Growing out of things is spun as a given: Old clothes that no longer fit or feel like you, jobs or schools, phases of life, living situations, habits. Growth is part of the plan, the part those of us lucky enough to get to grow up, and continue growing, go through.
That doesn’t mean parts of growth aren’t brutal, and complicated. While the obvious versions of growth — new phases, new moves, new beginnings — get a lot of airtime, what pops up less often is the inverse: What happens when you step into the life you’ve worked for, and realize it no longer feels as fulfilling as you imagined it would?
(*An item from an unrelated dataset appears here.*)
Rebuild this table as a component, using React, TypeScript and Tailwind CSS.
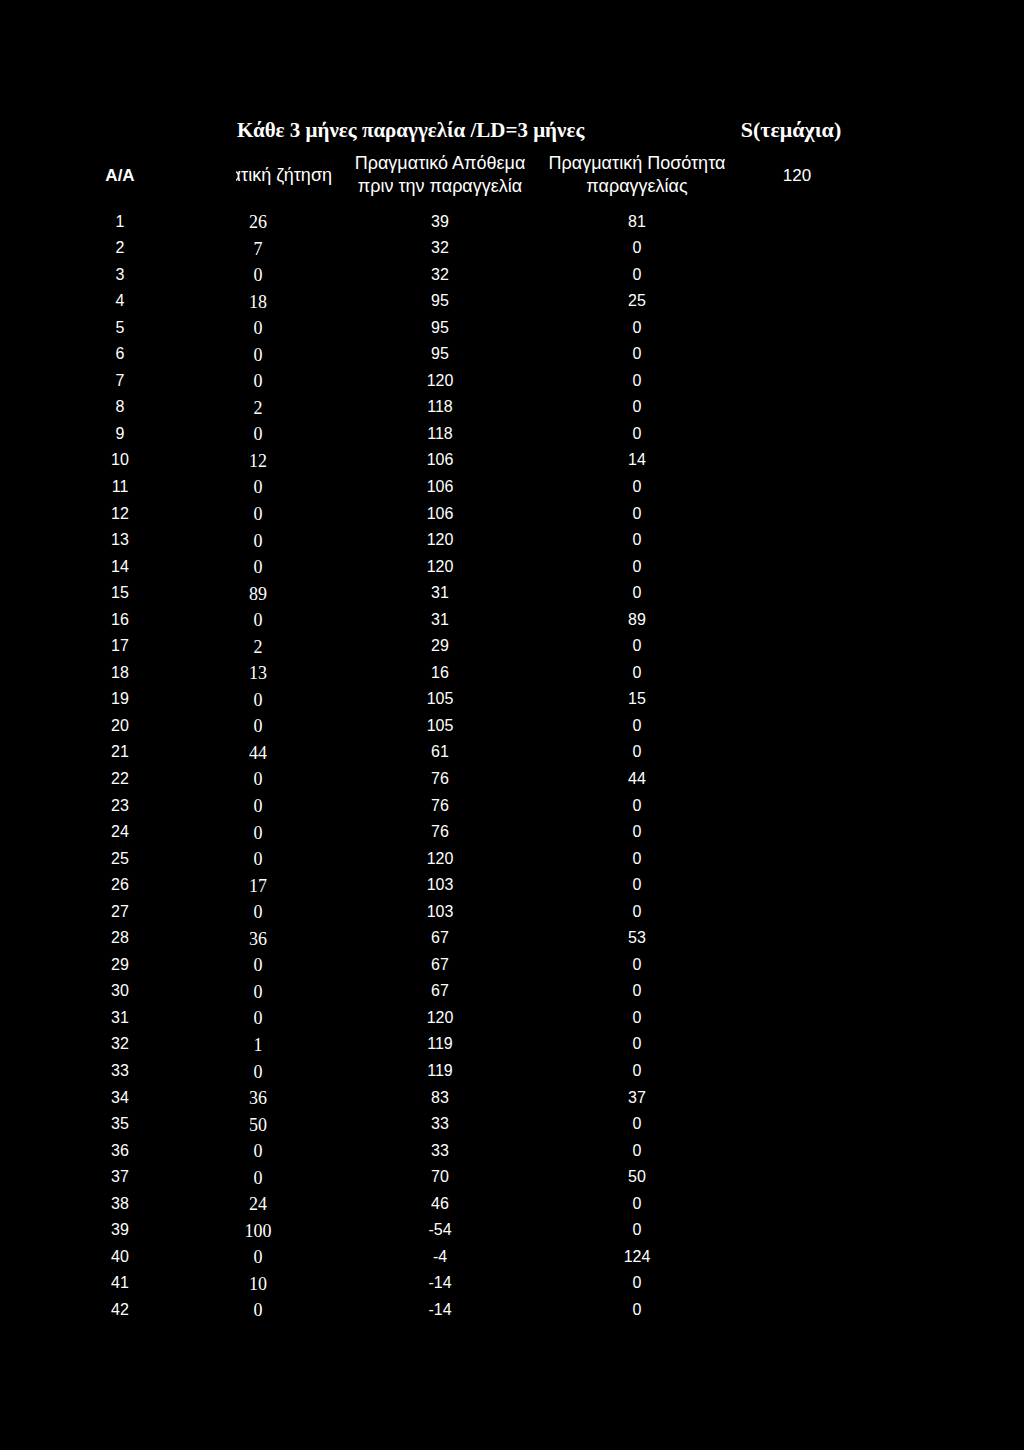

Outgrowing came in all different versions: Perfect-on-paper relationships left. Graduate programs stopped in the middle. Moves made to return somewhere someone never thought they’d end up, or to escape a place they never imagined leaving. Side hustle plans left undone. None of these things — contrary to the common narrative — were giving up, or giving in, or abandoning wildest dreams. They were changing dreams; they were growth, a sort I rarely heard talked about openly.
[R]enegotiating what we want with ourselves shouldn’t be an inherent taboo, a signal that we’ve ventured off track or away from the plan.
Things ending doesn’t mean they were a failure all through.
Admitting something comfortable or hard earned isn’t working is challenging but valuable. Comes back to learning to listen to yourself.